One last word on these data: the local income and education data presented in this post show how uncommon positive transformation is and how persistent local economic gaps are, but these data are not the complete picture. High-income places often include areas of distress, and some of the highest-income metros like Fairfield County, CT, and San Francisco, are among those with the most income inequality across households within the metro. Furthermore, increases in local average income can be driven by the in-migration of higher-income residents or the out-migration of lower-income residents; changes in local average income do not necessarily reflect changes in long-term residents’ well-being. Understanding who benefits from local economic development is a rich area for deeper research.

Methodology notes

Income and population data are from the Bureau of Economic Analysis.

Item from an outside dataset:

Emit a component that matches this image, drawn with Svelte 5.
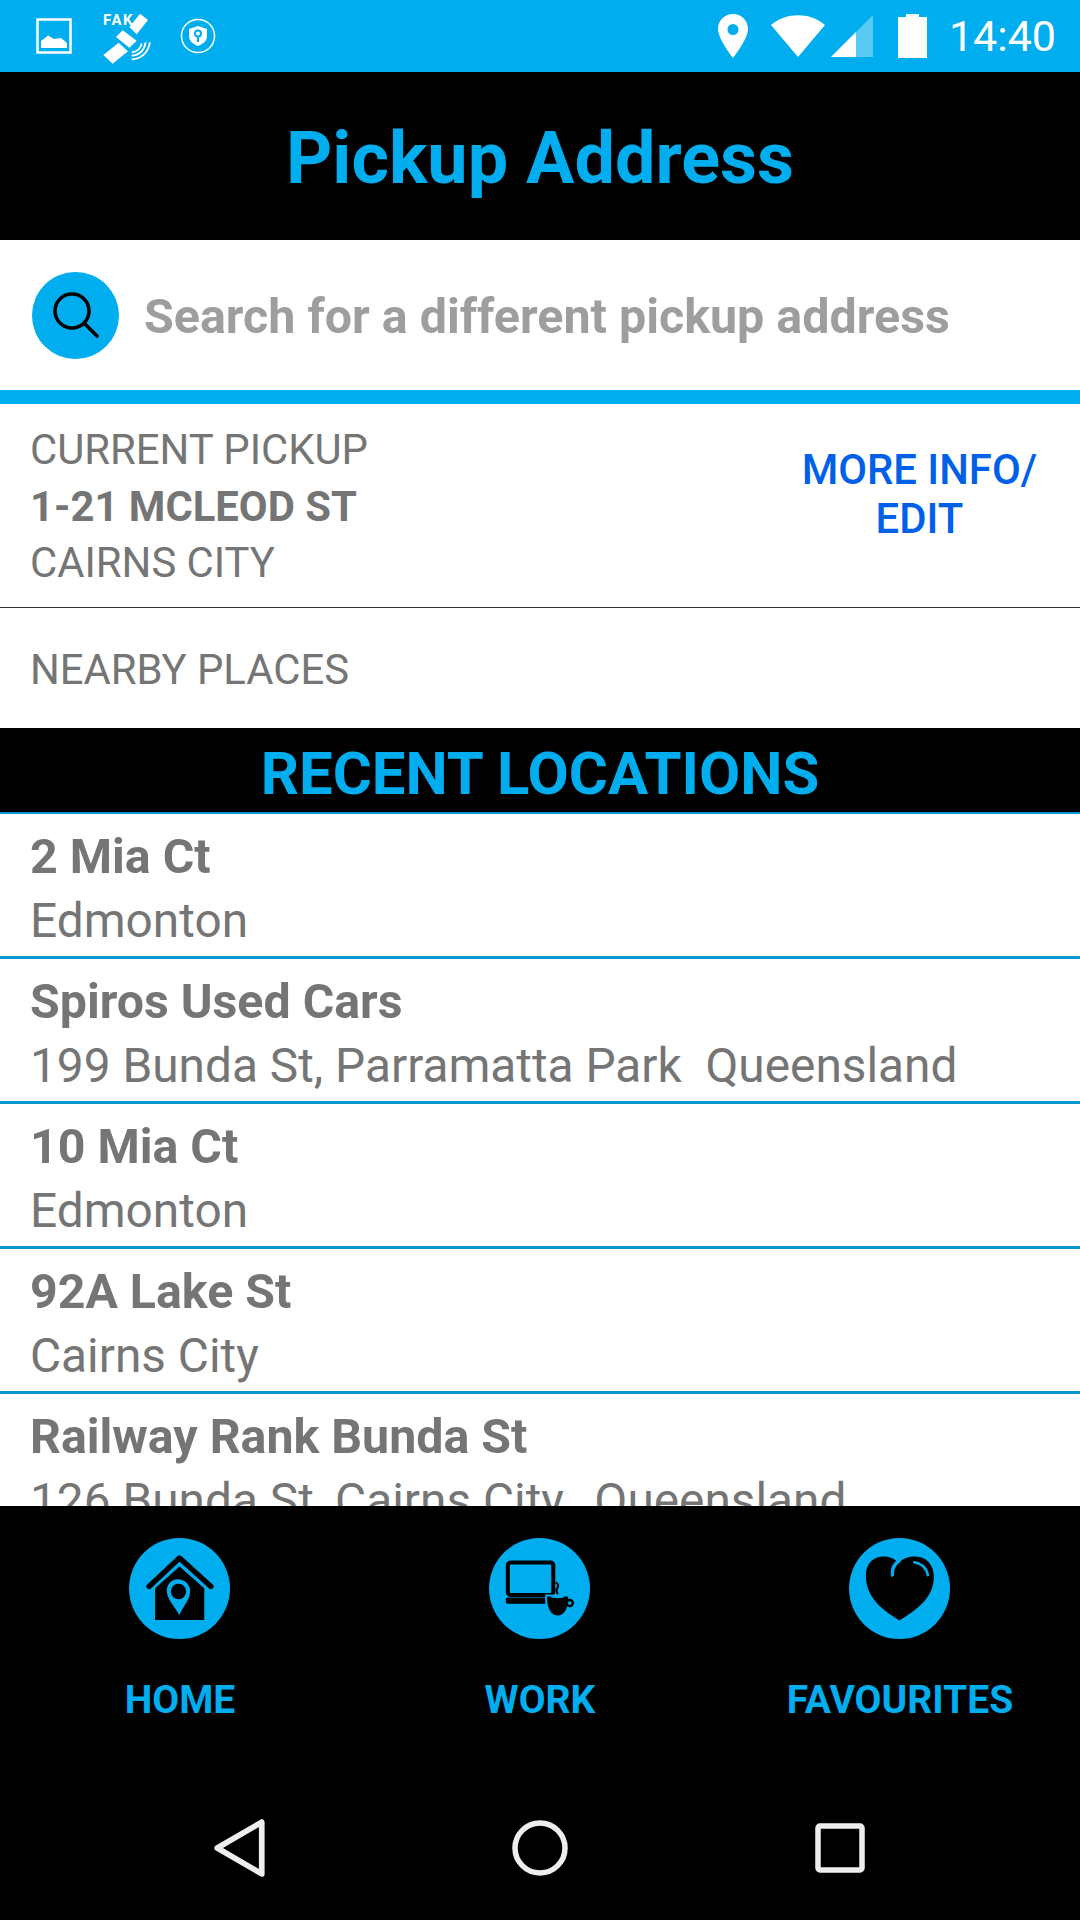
<script>
  const rows = [
    ['2 Mia Ct', 'Edmonton'],
    ['Spiros Used Cars', '199 Bunda St, Parramatta Park  Queensland'],
    ['10 Mia Ct', 'Edmonton'],
    ['92A Lake St', 'Cairns City'],
    ['Railway Rank Bunda St', '126 Bunda St, Cairns City,  Queensland']
  ];
</script>

<div class="screen">
  <div class="status">
    <div class="st-left">
      <svg class="i-pic" viewBox="0 0 36 36"><rect x="1.500" y="1.500" width="33" height="33" fill="none" stroke="#fff" stroke-width="2.500"/><path d="M5 30V23L12 17.500L18 21L25 20L31 25V30Z" fill="#fff"/></svg>
      <div class="fake">
        <span class="fake-t">FAK</span>
        <svg viewBox="0 0 210 195"><g fill="#fff"><path d="M150 26L174 45L140 88L118 66Z"/><path d="M98 76L140 107L118 128L78 96Z"/><path d="M86 113L114 139L68 176L40 150Z"/></g><g fill="none" stroke="#fff" stroke-width="5.500"><path d="M125 142Q150 140 155 115"/><path d="M125 152Q160 150 167 112"/><path d="M125 163Q170 160 180 112"/></g></svg>
      </div>
      <svg class="i-shield" viewBox="0 0 36 36"><circle cx="18" cy="18" r="16.500" fill="none" stroke="#fff" stroke-width="1.500"/><path d="M18 8L27 11V18C27 23 23 26 18 28C13 26 9 23 9 18V11Z" fill="#fff"/><circle cx="18" cy="15.500" r="3" fill="none" stroke="#00aeef" stroke-width="2"/><path d="M18 18V24" stroke="#00aeef" stroke-width="2"/></svg>
    </div>
    <div class="st-right">
      <svg class="i-loc" viewBox="0 0 30 44"><path fill-rule="evenodd" d="M15 0C6 0 0 7 0 15C0 25 15 44 15 44C15 44 30 25 30 15C30 7 24 0 15 0ZM15 10A5.500 5.500 0 1 1 15 21A5.500 5.500 0 1 1 15 10Z" fill="#fff"/></svg>
      <svg class="i-wifi" viewBox="0 0 54 42"><path d="M0 10C15 -3 39 -3 54 10L27 42Z" fill="#fff"/></svg>
      <svg class="i-sig" viewBox="0 0 42 42"><path d="M0 42L42 0V42Z" fill="#fff" fill-opacity=".35"/><path d="M0 42L25 17V42Z" fill="#fff"/></svg>
      <svg class="i-bat" viewBox="0 0 29 44"><path d="M8 0H21V3H29V44H0V3H8Z" fill="#fff"/></svg>
      <span class="time">14:40</span>
    </div>
  </div>

  <header class="title">Pickup Address</header>

  <div class="search">
    <div class="search-btn">
      <svg viewBox="0 0 48 48"><circle cx="20" cy="20" r="17" fill="none" stroke="#000" stroke-width="3.500"/><path d="M32 32L45 45" stroke="#000" stroke-width="3.500" stroke-linecap="round"/></svg>
    </div>
    <span class="search-text">Search for a different pickup address</span>
  </div>

  <div class="current">
    <div class="cur-left">
      <div>CURRENT PICKUP</div>
      <div class="b">1-21 MCLEOD ST</div>
      <div>CAIRNS CITY</div>
    </div>
    <div class="more">MORE INFO/<br />EDIT</div>
  </div>

  <div class="nearby">NEARBY PLACES</div>

  <div class="recent">RECENT LOCATIONS</div>

  <div class="list">
    {#each rows as r}
      <div class="row">
        <div class="r1">{r[0]}</div>
        <div class="r2">{r[1]}</div>
      </div>
    {/each}
  </div>

  <nav class="shortcuts">
    <div class="sc">
      <div class="disc">
        <svg viewBox="87 55 302 302"><path d="M147 200L238 115L332 200" fill="none" stroke="#000" stroke-width="16" stroke-linecap="round" stroke-linejoin="round"/><path fill-rule="evenodd" d="M238 140L312 205V300H165V205ZM233 178C213 178 200 195 200 212C200 238 225 262 237 285C249 262 270 238 270 212C270 195 253 178 233 178ZM235 192A20 20 0 1 1 235 238A20 20 0 1 1 235 192Z" fill="#000"/></svg>
      </div>
      <span>HOME</span>
    </div>
    <div class="sc">
      <div class="disc">
        <svg viewBox="28 25 300 300"><rect x="84" y="98" width="135" height="96" rx="8" fill="none" stroke="#000" stroke-width="12"/><rect x="78" y="202" width="120" height="18" rx="5" fill="#000"/><path d="M198 196H266C269 235 252 258 232 258C212 258 195 235 198 196Z" fill="#000" stroke="#00aeef" stroke-width="6"/><circle cx="268" cy="218" r="9" fill="none" stroke="#000" stroke-width="7"/><ellipse cx="232" cy="200" rx="20" ry="4" fill="#00aeef"/><path d="M232 190C218 176 245 170 228 158" fill="none" stroke="#000" stroke-width="6" stroke-linecap="round"/></svg>
      </div>
      <span>WORK</span>
    </div>
    <div class="sc">
      <div class="disc">
        <svg viewBox="28 25 300 300"><path d="M178 270C130 240 78 205 78 135C78 100 102 80 130 80C150 80 165 88 175 98C190 85 205 80 225 80C258 80 280 105 280 140C280 205 225 240 178 270Z" fill="#000"/><path d="M157 135C155 115 165 100 178 92" fill="none" stroke="#00aeef" stroke-width="10" stroke-linecap="round"/><path d="M222 97C240 100 258 112 262 135" fill="none" stroke="#00aeef" stroke-width="8" stroke-linecap="round"/></svg>
      </div>
      <span>FAVOURITES</span>
    </div>
  </nav>

  <div class="sysnav">
    <svg class="n-back" viewBox="0 0 50 56"><path d="M3 28L46 3V53Z" fill="none" stroke="#eee" stroke-width="5.500" stroke-linejoin="round"/></svg>
    <svg class="n-home" viewBox="0 0 56 56"><circle cx="28" cy="28" r="25" fill="none" stroke="#eee" stroke-width="5.500"/></svg>
    <svg class="n-rec" viewBox="0 0 50 50"><rect x="3" y="3" width="44" height="44" rx="2" fill="none" stroke="#eee" stroke-width="5.500"/></svg>
  </div>
</div>

<style>
  :global(body) { margin: 0; background: #000; }
  .screen {
    width: 1080px; height: 1920px; display: flex; flex-direction: column;
    font-family: Roboto, sans-serif; overflow: hidden; background: #fff;
  }
  .status {
    height: 72px; flex: none; background: #00aeef; display: flex;
    justify-content: space-between; align-items: center; padding: 0 24px 0 36px; box-sizing: border-box;
  }
  .st-left, .st-right { display: flex; align-items: center; }
  .i-pic { width: 36px; height: 36px; }
  .fake { position: relative; width: 70px; height: 65px; margin-left: 18px; margin-top: 3px; }
  .fake svg { width: 70px; height: 65px; display: block; }
  .fake-t { position: absolute; left: 13px; top: 6px; font-size: 15px; font-weight: 700; color: #fff; line-height: 18px; letter-spacing: 1.500px; }
  .i-shield { width: 36px; height: 36px; margin-left: 20px; }
  .i-loc { width: 30px; height: 44px; }
  .i-wifi { width: 54px; height: 42px; margin-left: 23px; }
  .i-sig { width: 42px; height: 42px; margin-left: 6px; }
  .i-bat { width: 29px; height: 44px; margin-left: 25px; }
  .time { color: #fff; font-size: 43px; margin-left: 22px; line-height: 44px; }
  .title {
    height: 168px; flex: none; background: #000; color: #00aeef; font-size: 72px; font-weight: 700;
    display: flex; align-items: center; justify-content: center; padding-top: 4px; box-sizing: border-box;
  }
  .search {
    height: 150px; flex: none; display: flex; align-items: center; padding: 0 32px; box-sizing: border-box; gap: 25px;
  }
  .search-btn {
    width: 87px; height: 87px; border-radius: 50%; background: #00aeef; display: flex; align-items: center; justify-content: center;
  }
  .search-btn svg { width: 48px; height: 48px; }
  .search-text { color: #9e9e9e; font-size: 48.400px; font-weight: 700; padding-top: 2px; }
  .current {
    flex: none; height: 218px; box-sizing: border-box; border-top: 14px solid #00aeef; border-bottom: 1.500px solid #333;
    display: flex; justify-content: space-between; align-items: center; padding: 3px 43px 0 30px;
    color: #757575; font-size: 41.800px; line-height: 56.500px;
  }
  .b { font-weight: 700; }
  .more { color: #0060e8; font-weight: 500; text-align: center; line-height: 49px; margin-top: -27px; }
  .nearby {
    flex: none; height: 120px; display: flex; align-items: center; padding: 2px 30px 0; box-sizing: border-box; color: #757575; font-size: 41.800px;
  }
  .recent {
    flex: none; height: 86px; box-sizing: border-box; background: #000; color: #00aeef; border-bottom: 2px solid #0a96cf;
    font-size: 59.800px; font-weight: 700; display: flex; align-items: center; justify-content: center; padding-top: 8px;
  }
  .list { flex: 1; min-height: 0; overflow: hidden; }
  .row { height: 145px; box-sizing: border-box; border-bottom: 3px solid #0a96cf; padding: 13px 30px 0; }
  .r1 { font-size: 48.300px; font-weight: 700; color: #757575; line-height: 60px; }
  .r2 { font-size: 47.800px; color: #757575; line-height: 68px; white-space: pre; }
  .shortcuts {
    flex: none; height: 254px; background: #000; display: flex; padding-top: 32px; box-sizing: border-box;
  }
  .sc { flex: 1; display: flex; flex-direction: column; align-items: center; color: #00aeef; font-size: 39px; font-weight: 700; }
  .sc span { margin-top: 37px; line-height: 48px; }
  .disc { width: 101px; height: 101px; border-radius: 50%; background: #00aeef; margin-right: 2px; }
  .disc svg { width: 101px; height: 101px; display: block; }
  .sysnav {
    flex: none; height: 160px; background: #000; display: grid; grid-template-columns: repeat(3, 300px);
    padding: 16px 90px 0; box-sizing: border-box; justify-items: center; align-items: center;
  }
  .n-back { width: 52px; height: 58px; }
  .n-home { width: 56px; height: 56px; }
  .n-rec { width: 50px; height: 50px; }
</style>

Education and occupation are from the 1980 Decennial Census and 2017-2021 American Community Survey. 1980 education and occupation data were downloaded via IPUMS NHGIS.

All correlations, regressions, and residual calculations are population-weighted. All correlations, regressions, and residual calculations for income use the natural log of per capita market income, which includes wages and other earnings as well as interest, dividends, and other capital income, but not transfer income.

Local average income is an imperfect measure of local economic status, for several reasons. First, average incomes can be volatile year-to-year. Second, local cost of living varies, and the best cost of living measures are available only for 2008 onward. Third, local average incomes are affected by the mix of working-age adults, children, and retirees in the population. The two alternative measures of local economic status we analyzed were strongly correlated in 2021 with average income: 0.86 for college-degree share, and 0.81 for managerial/professional/technical occupation share.